Data provided:

+ + + +

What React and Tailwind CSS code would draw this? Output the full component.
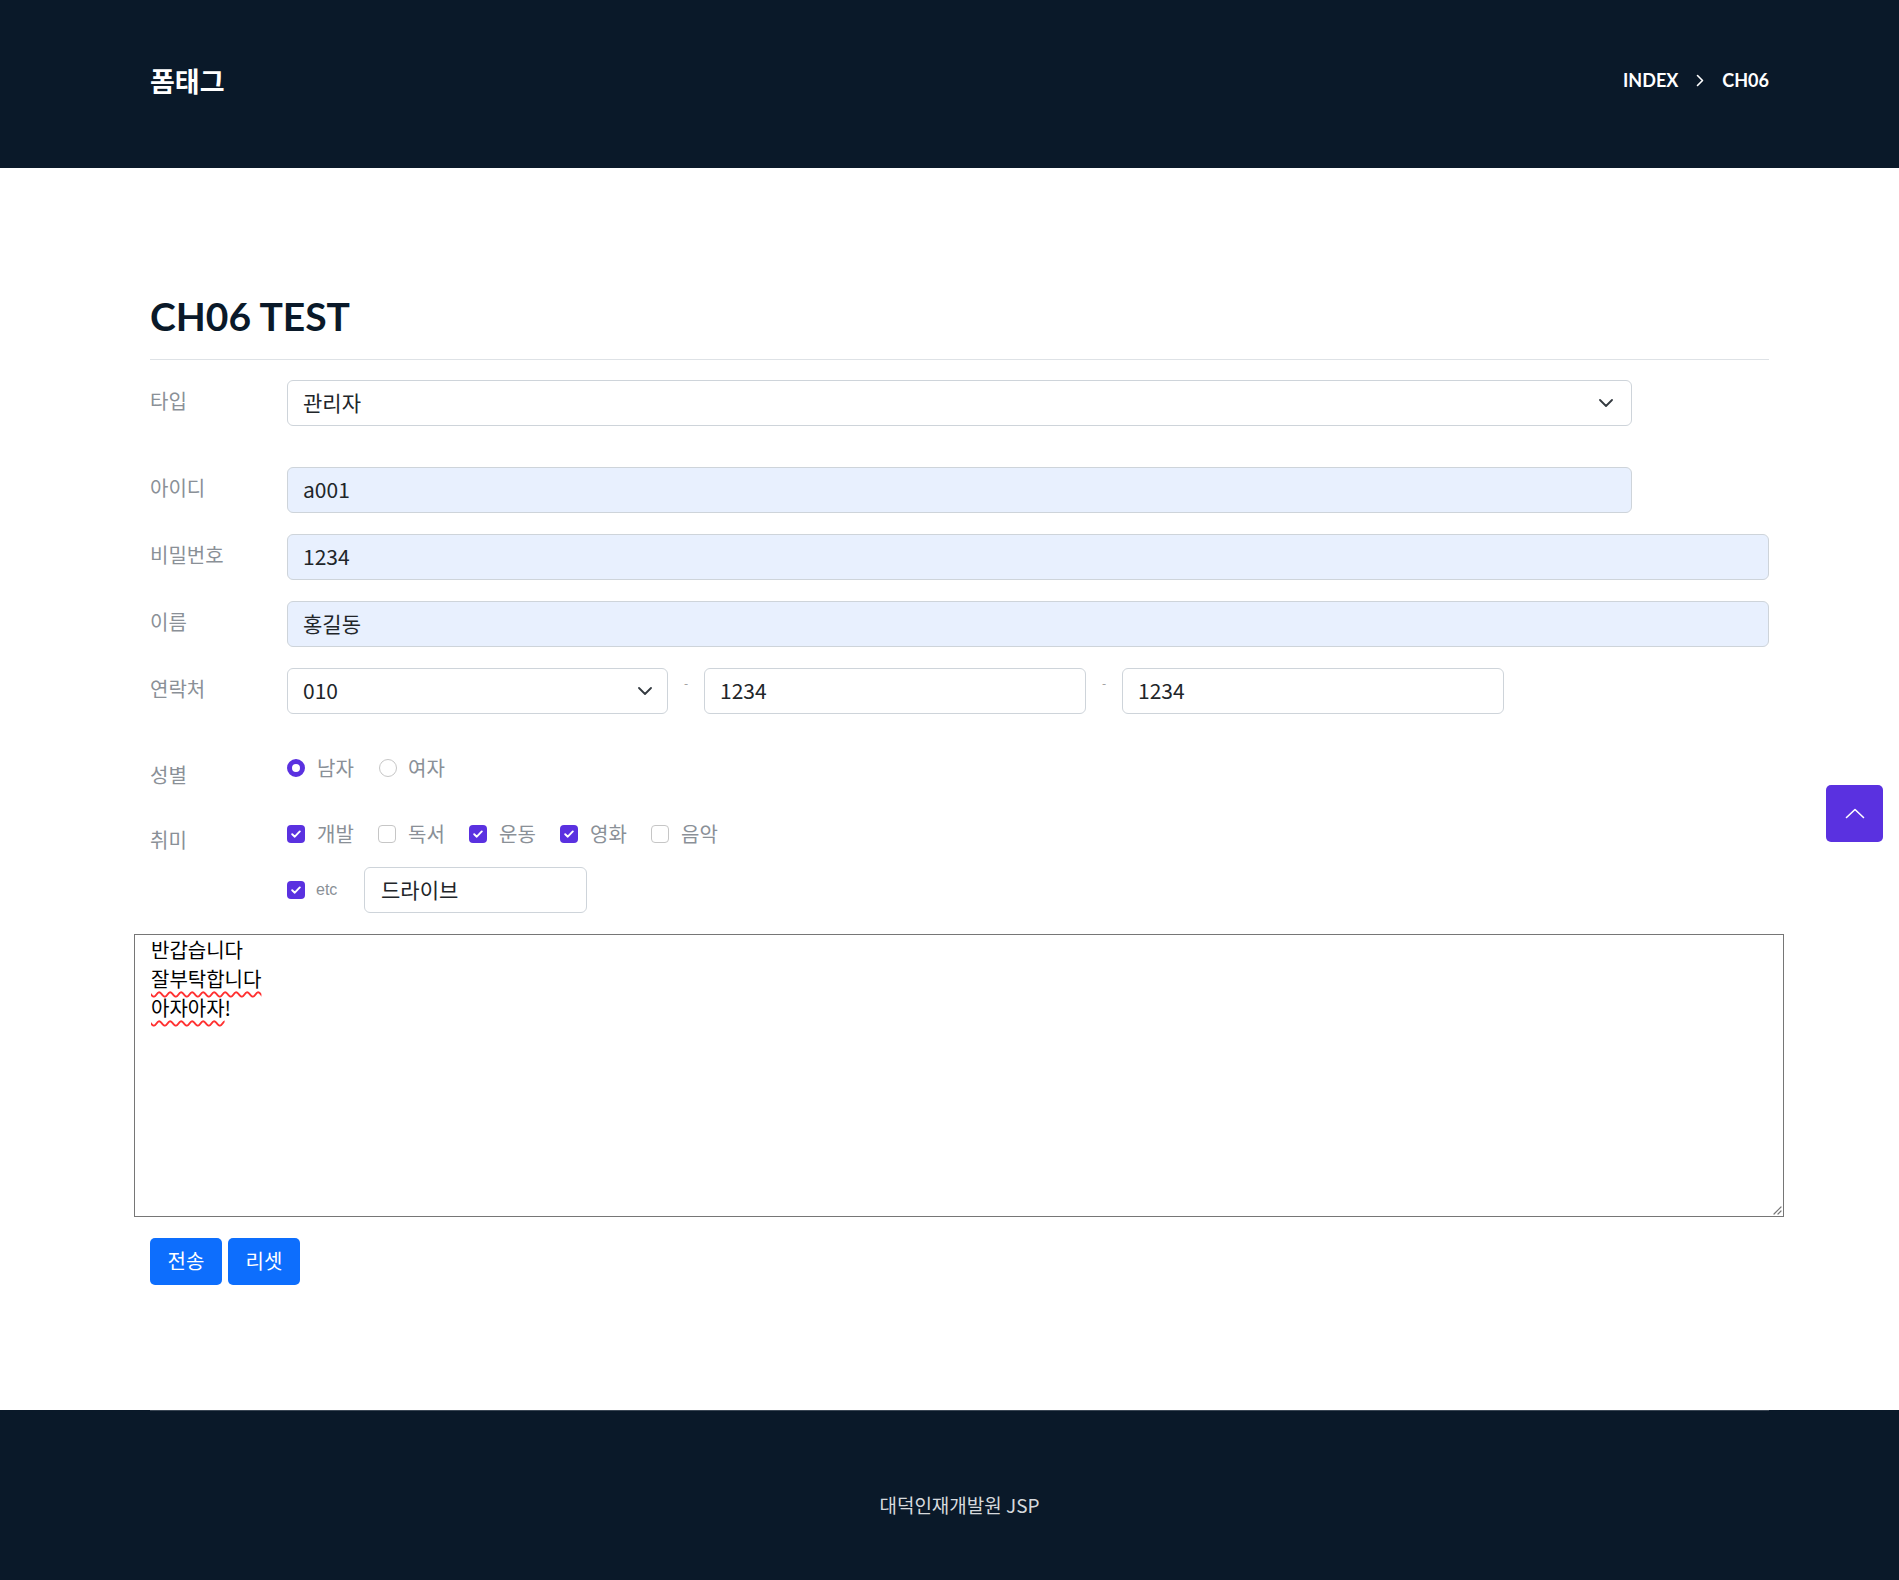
import React from "react";

const KO = "font-['Noto_Sans_CJK_KR','Noto_Sans',sans-serif]";
const LATO = "font-['Lato','Noto_Sans_CJK_KR',sans-serif]";

function Chevron({ color = "#343a40" }) {
  return (
    <svg width="14" height="8" viewBox="0 0 14 8" fill="none">
      <path d="M1 1l6 6 6-6" stroke={color} strokeWidth="1.8" strokeLinecap="round" strokeLinejoin="round" />
    </svg>
  );
}

function Check({ checked }) {
  if (checked) {
    return (
      <span className="w-[18px] h-[18px] rounded-[4px] bg-[#5a31e0] flex items-center justify-center shrink-0">
        <svg width="10" height="8" viewBox="0 0 10 8" fill="none">
          <path d="M1.2 4.2l2.6 2.5L8.8 1.4" stroke="white" strokeWidth="1.9" strokeLinecap="round" strokeLinejoin="round" />
        </svg>
      </span>
    );
  }
  return <span className="w-[18px] h-[18px] rounded-[4px] border border-[#c6c6c6] bg-white shrink-0" />;
}

function Radio({ checked }) {
  if (checked) {
    return <span className="w-[18px] h-[18px] rounded-full border-[5px] border-[#5a31e0] bg-white shrink-0" />;
  }
  return <span className="w-[18px] h-[18px] rounded-full border border-[#c6c6c6] bg-white shrink-0" />;
}

function Label({ children, className = "" }) {
  return (
    <div className={`w-[137px] shrink-0 text-[20px] leading-[28px] text-[#8a9097] ${className}`}>{children}</div>
  );
}

function Field({ value, width, filled }) {
  return (
    <div
      className={`${width} h-[46px] border border-[#ced4da] rounded-[6px] flex items-center pl-[15px] text-[21px] text-[#212529] ${
        filled ? "bg-[#e8f0fe]" : "bg-white"
      }`}
    >
      {value}
    </div>
  );
}

function Select({ value, width, pr }) {
  return (
    <div
      className={`${width} h-[46px] border border-[#ced4da] rounded-[6px] flex items-center justify-between pl-[15px] ${pr} text-[21px] text-[#212529] bg-white`}
    >
      <span>{value}</span>
      <Chevron />
    </div>
  );
}

function Dash() {
  return (
    <div className="w-[36px] shrink-0 self-start pt-[8px] text-center text-[12px] leading-[14px] text-[#9a9a9a]">-</div>
  );
}

export default function App() {
  const hobbies = [
    ["개발", true],
    ["독서", false],
    ["운동", true],
    ["영화", true],
    ["음악", false],
  ];
  return (
    <div className={`relative w-[1899px] min-h-[1580px] bg-white ${KO}`}>
      {/* Header */}
      <header className="h-[168px] bg-[#0a1929] flex items-center justify-between pl-[150px] pr-[130px] pb-[8px]">
        <div className="text-white text-[27px] font-bold leading-none">폼태그</div>
        <nav className={`flex items-center text-white text-[18px] font-bold ${LATO}`}>
          <span>INDEX</span>
          <span className="mx-[18px] flex items-center">
            <svg width="8" height="13" viewBox="0 0 8 13" fill="none">
              <path d="M1.5 1.5l5 5-5 5" stroke="white" strokeWidth="1.6" strokeLinecap="round" strokeLinejoin="round" />
            </svg>
          </span>
          <span>CH06</span>
        </nav>
      </header>

      {/* Main */}
      <main className="pl-[150px] pt-[125px] pb-[125px]">
        <div className="w-[1619px]">
          <h2 className={`text-[39px] leading-[1.2] font-bold text-[#0a1929] pb-[19px] border-b border-[#dee2e6] ${LATO}`}>
            CH06 TEST
          </h2>

          <div className="flex items-center mt-[20px]">
            <Label className="-mt-[4px]">타입</Label>
            <Select value="관리자" width="w-[1345px]" pr="pr-[18px]" />
          </div>

          <div className="flex items-center mt-[41px]">
            <Label className="-mt-[4px]">아이디</Label>
            <Field value="a001" width="w-[1345px]" filled />
          </div>

          <div className="flex items-center mt-[21px]">
            <Label className="-mt-[4px]">비밀번호</Label>
            <Field value="1234" width="w-[1482px]" filled />
          </div>

          <div className="flex items-center mt-[21px]">
            <Label className="-mt-[4px]">이름</Label>
            <Field value="홍길동" width="w-[1482px]" filled />
          </div>

          <div className="flex items-center mt-[21px]">
            <Label className="-mt-[4px]">연락처</Label>
            <Select value="010" width="w-[381px]" pr="pr-[15px]" />
            <Dash />
            <Field value="1234" width="w-[382px]" />
            <Dash />
            <Field value="1234" width="w-[382px]" />
          </div>

          {/* 성별 */}
          <div className="flex items-start mt-[41px]">
            <Label className="pt-[6px]">성별</Label>
            <div className="flex items-center h-[26px] text-[20px] text-[#8a9097]">
              <div className="flex items-center w-[92px]">
                <Radio checked />
                <span className="ml-[12px]">남자</span>
              </div>
              <div className="flex items-center">
                <Radio />
                <span className="ml-[11px]">여자</span>
              </div>
            </div>
          </div>

          {/* 취미 */}
          <div className="flex items-start mt-[31px]">
            <Label className="pt-[6px]">취미</Label>
            <div className="flex flex-col">
              <div className="flex items-center h-[28px] text-[20px] text-[#8a9097]">
                {hobbies.map(([name, on]) => (
                  <div key={name} className="flex items-center w-[91px]">
                    <Check checked={on} />
                    <span className="ml-[12px]">{name}</span>
                  </div>
                ))}
              </div>
              <div className="flex items-center mt-[19px]">
                <Check checked />
                <span className="ml-[11px] w-[48px] text-[16px] text-[#8a9097] font-['Liberation_Sans',sans-serif]">etc</span>
                <div className="w-[223px] h-[46px] border border-[#ced4da] rounded-[6px] flex items-center pl-[16px] text-[21px] text-[#212529]">
                  드라이브
                </div>
              </div>
            </div>
          </div>

          {/* Textarea */}
          <div className="relative mt-[21px] -ml-[16px] w-[1650px] h-[283px] border border-[#767676] pl-[16px] text-[20px] leading-[29px] text-black">
            <div>반갑습니다</div>
            <div>
              <span className="underline decoration-wavy decoration-[#ff3030] decoration-[1.5px] underline-offset-[4px]">잘부탁합니다</span>
            </div>
            <div>
              <span className="underline decoration-wavy decoration-[#ff3030] decoration-[1.5px] underline-offset-[4px]">아자아자</span>!
            </div>
            <svg className="absolute right-[1px] bottom-[1px]" width="10" height="10" viewBox="0 0 10 10" fill="none">
              <path d="M9 2L2 9M9 6L6 9" stroke="#767676" strokeWidth="1.2" strokeLinecap="round" />
            </svg>
          </div>

          {/* Buttons */}
          <div className="flex gap-[6px] mt-[21px]">
            <button className="w-[72px] h-[47px] rounded-[5px] bg-[#0d6efd] text-white text-[20px]">전송</button>
            <button className="w-[72px] h-[47px] rounded-[5px] bg-[#0d6efd] text-white text-[20px]">리셋</button>
          </div>
        </div>
      </main>

      {/* Footer */}
      <footer className="bg-[#0a1929] h-[171px]">
        <div className="ml-[150px] w-[1619px] h-full border-t border-[#3a4654] flex justify-center pt-[80px]">
          <span className="text-[19px] leading-[27px] text-[#d6d9dd]">대덕인재개발원 JSP</span>
        </div>
      </footer>

      {/* Scroll to top */}
      <button className="absolute right-[16px] top-[785px] w-[57px] h-[57px] rounded-[5px] bg-[#5a31e0] flex items-center justify-center">
        <svg width="20" height="11" viewBox="0 0 20 11" fill="none">
          <path d="M1.5 9.5L10 1.5l8.5 8" stroke="white" strokeWidth="1.6" strokeLinecap="round" strokeLinejoin="round" />
        </svg>
      </button>
    </div>
  );
}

+ + + +

Task details: Return each line from the material above exactly, but not the pictures.

Result of the task:
What React and Tailwind CSS code would draw this? Output the full component.
import React from "react";

const KO = "font-['Noto_Sans_CJK_KR','Noto_Sans',sans-serif]";
const LATO = "font-['Lato','Noto_Sans_CJK_KR',sans-serif]";

function Chevron({ color = "#343a40" }) {
  return (
    <svg width="14" height="8" viewBox="0 0 14 8" fill="none">
      <path d="M1 1l6 6 6-6" stroke={color} strokeWidth="1.8" strokeLinecap="round" strokeLinejoin="round" />
    </svg>
  );
}

function Check({ checked }) {
  if (checked) {
    return (
      <span className="w-[18px] h-[18px] rounded-[4px] bg-[#5a31e0] flex items-center justify-center shrink-0">
        <svg width="10" height="8" viewBox="0 0 10 8" fill="none">
          <path d="M1.2 4.2l2.6 2.5L8.8 1.4" stroke="white" strokeWidth="1.9" strokeLinecap="round" strokeLinejoin="round" />
        </svg>
      </span>
    );
  }
  return <span className="w-[18px] h-[18px] rounded-[4px] border border-[#c6c6c6] bg-white shrink-0" />;
}

function Radio({ checked }) {
  if (checked) {
    return <span className="w-[18px] h-[18px] rounded-full border-[5px] border-[#5a31e0] bg-white shrink-0" />;
  }
  return <span className="w-[18px] h-[18px] rounded-full border border-[#c6c6c6] bg-white shrink-0" />;
}

function Label({ children, className = "" }) {
  return (
    <div className={`w-[137px] shrink-0 text-[20px] leading-[28px] text-[#8a9097] ${className}`}>{children}</div>
  );
}

function Field({ value, width, filled }) {
  return (
    <div
      className={`${width} h-[46px] border border-[#ced4da] rounded-[6px] flex items-center pl-[15px] text-[21px] text-[#212529] ${
        filled ? "bg-[#e8f0fe]" : "bg-white"
      }`}
    >
      {value}
    </div>
  );
}

function Select({ value, width, pr }) {
  return (
    <div
      className={`${width} h-[46px] border border-[#ced4da] rounded-[6px] flex items-center justify-between pl-[15px] ${pr} text-[21px] text-[#212529] bg-white`}
    >
      <span>{value}</span>
      <Chevron />
    </div>
  );
}

function Dash() {
  return (
    <div className="w-[36px] shrink-0 self-start pt-[8px] text-center text-[12px] leading-[14px] text-[#9a9a9a]">-</div>
  );
}

export default function App() {
  const hobbies = [
    ["개발", true],
    ["독서", false],
    ["운동", true],
    ["영화", true],
    ["음악", false],
  ];
  return (
    <div className={`relative w-[1899px] min-h-[1580px] bg-white ${KO}`}>
      {/* Header */}
      <header className="h-[168px] bg-[#0a1929] flex items-center justify-between pl-[150px] pr-[130px] pb-[8px]">
        <div className="text-white text-[27px] font-bold leading-none">폼태그</div>
        <nav className={`flex items-center text-white text-[18px] font-bold ${LATO}`}>
          <span>INDEX</span>
          <span className="mx-[18px] flex items-center">
            <svg width="8" height="13" viewBox="0 0 8 13" fill="none">
              <path d="M1.5 1.5l5 5-5 5" stroke="white" strokeWidth="1.6" strokeLinecap="round" strokeLinejoin="round" />
            </svg>
          </span>
          <span>CH06</span>
        </nav>
      </header>

      {/* Main */}
      <main className="pl-[150px] pt-[125px] pb-[125px]">
        <div className="w-[1619px]">
          <h2 className={`text-[39px] leading-[1.2] font-bold text-[#0a1929] pb-[19px] border-b border-[#dee2e6] ${LATO}`}>
            CH06 TEST
          </h2>

          <div className="flex items-center mt-[20px]">
            <Label className="-mt-[4px]">타입</Label>
            <Select value="관리자" width="w-[1345px]" pr="pr-[18px]" />
          </div>

          <div className="flex items-center mt-[41px]">
            <Label className="-mt-[4px]">아이디</Label>
            <Field value="a001" width="w-[1345px]" filled />
          </div>

          <div className="flex items-center mt-[21px]">
            <Label className="-mt-[4px]">비밀번호</Label>
            <Field value="1234" width="w-[1482px]" filled />
          </div>

          <div className="flex items-center mt-[21px]">
            <Label className="-mt-[4px]">이름</Label>
            <Field value="홍길동" width="w-[1482px]" filled />
          </div>

          <div className="flex items-center mt-[21px]">
            <Label className="-mt-[4px]">연락처</Label>
            <Select value="010" width="w-[381px]" pr="pr-[15px]" />
            <Dash />
            <Field value="1234" width="w-[382px]" />
            <Dash />
            <Field value="1234" width="w-[382px]" />
          </div>

          {/* 성별 */}
          <div className="flex items-start mt-[41px]">
            <Label className="pt-[6px]">성별</Label>
            <div className="flex items-center h-[26px] text-[20px] text-[#8a9097]">
              <div className="flex items-center w-[92px]">
                <Radio checked />
                <span className="ml-[12px]">남자</span>
              </div>
              <div className="flex items-center">
                <Radio />
                <span className="ml-[11px]">여자</span>
              </div>
            </div>
          </div>

          {/* 취미 */}
          <div className="flex items-start mt-[31px]">
            <Label className="pt-[6px]">취미</Label>
            <div className="flex flex-col">
              <div className="flex items-center h-[28px] text-[20px] text-[#8a9097]">
                {hobbies.map(([name, on]) => (
                  <div key={name} className="flex items-center w-[91px]">
                    <Check checked={on} />
                    <span className="ml-[12px]">{name}</span>
                  </div>
                ))}
              </div>
              <div className="flex items-center mt-[19px]">
                <Check checked />
                <span className="ml-[11px] w-[48px] text-[16px] text-[#8a9097] font-['Liberation_Sans',sans-serif]">etc</span>
                <div className="w-[223px] h-[46px] border border-[#ced4da] rounded-[6px] flex items-center pl-[16px] text-[21px] text-[#212529]">
                  드라이브
                </div>
              </div>
            </div>
          </div>

          {/* Textarea */}
          <div className="relative mt-[21px] -ml-[16px] w-[1650px] h-[283px] border border-[#767676] pl-[16px] text-[20px] leading-[29px] text-black">
            <div>반갑습니다</div>
            <div>
              <span className="underline decoration-wavy decoration-[#ff3030] decoration-[1.5px] underline-offset-[4px]">잘부탁합니다</span>
            </div>
            <div>
              <span className="underline decoration-wavy decoration-[#ff3030] decoration-[1.5px] underline-offset-[4px]">아자아자</span>!
            </div>
            <svg className="absolute right-[1px] bottom-[1px]" width="10" height="10" viewBox="0 0 10 10" fill="none">
              <path d="M9 2L2 9M9 6L6 9" stroke="#767676" strokeWidth="1.2" strokeLinecap="round" />
            </svg>
          </div>

          {/* Buttons */}
          <div className="flex gap-[6px] mt-[21px]">
            <button className="w-[72px] h-[47px] rounded-[5px] bg-[#0d6efd] text-white text-[20px]">전송</button>
            <button className="w-[72px] h-[47px] rounded-[5px] bg-[#0d6efd] text-white text-[20px]">리셋</button>
          </div>
        </div>
      </main>

      {/* Footer */}
      <footer className="bg-[#0a1929] h-[171px]">
        <div className="ml-[150px] w-[1619px] h-full border-t border-[#3a4654] flex justify-center pt-[80px]">
          <span className="text-[19px] leading-[27px] text-[#d6d9dd]">대덕인재개발원 JSP</span>
        </div>
      </footer>

      {/* Scroll to top */}
      <button className="absolute right-[16px] top-[785px] w-[57px] h-[57px] rounded-[5px] bg-[#5a31e0] flex items-center justify-center">
        <svg width="20" height="11" viewBox="0 0 20 11" fill="none">
          <path d="M1.5 9.5L10 1.5l8.5 8" stroke="white" strokeWidth="1.6" strokeLinecap="round" strokeLinejoin="round" />
        </svg>
      </button>
    </div>
  );
}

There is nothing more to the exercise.